My name is [ Chu ] and I am a Class A and Class B shareholder. I second the motion.

Heather Mason-Wood

executive
#17

Are there any questions or discussion with respect to the transaction resolution? As there are no questions at this time, we will now proceed with the vote. The transaction resolution must be passed by a simple majority, 50% plus one of the holders of Class A multiple shares and Class B subordinate voting shares, voting separately as classes of shares other than such shares beneficially owned or over which control or direction is exercised by the excluded shareholders. I declare that the voting today will be conducted by ballot. Those of you who are entitled to vote should have received a ballot when you registered with the scrutineer at the start of the meeting. If there's anyone who has not received a ballot and who believes they're entitled to vote, please raise your hand and a ballot will be provided. I would ask that you please mark your ballot either for or against the transaction resolution. If anyone has any questions, they may speak to the scrutineer. After you have completed your ballot, please raise your hand so the scrutineer can collect them from you. I would now ask the scrutineers to collect the -- and tabulate the ballots. I have received the scrutineer's preliminary voting report on the results of the ballot, and I declare the motion carried based on this report. If any shareholder is interested in the exact number of votes cast for or against the motion carried at this meeting, he or she may obtain particulars from the secretary of this meeting. I direct that the scrutineers' report on voting be annexed to the minutes of this meeting. Is there any further business? If not, all the business for which this meeting was called has now been completed. I now move the motion to conclude the formal portion of the special meeting of the corporation.

Unknown Shareholder

shareholder
#18

I second the motion.

Heather Mason-Wood

executive
#19

I will now call for a vote on the motion.

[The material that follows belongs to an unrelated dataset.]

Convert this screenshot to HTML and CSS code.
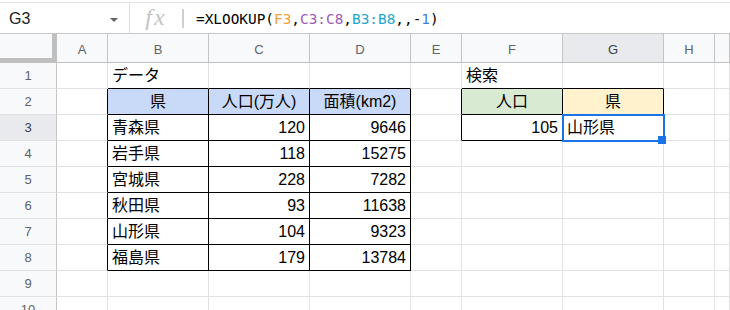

All those in favor of the motion, please so signify by raising your right hand. [Voting]

Heather Mason-Wood

executive
#20

Contrary, if any. [Voting]

Heather Mason-Wood

executive
#21

The motion is carried. I declare that the formal portion of this meeting of the corporation is now concluded.

Unknown Shareholder

shareholder
#22

We will now accept any questions from shareholders, if there are any. We'd like to thank you all for listening. This concludes our meeting for today. Thank you.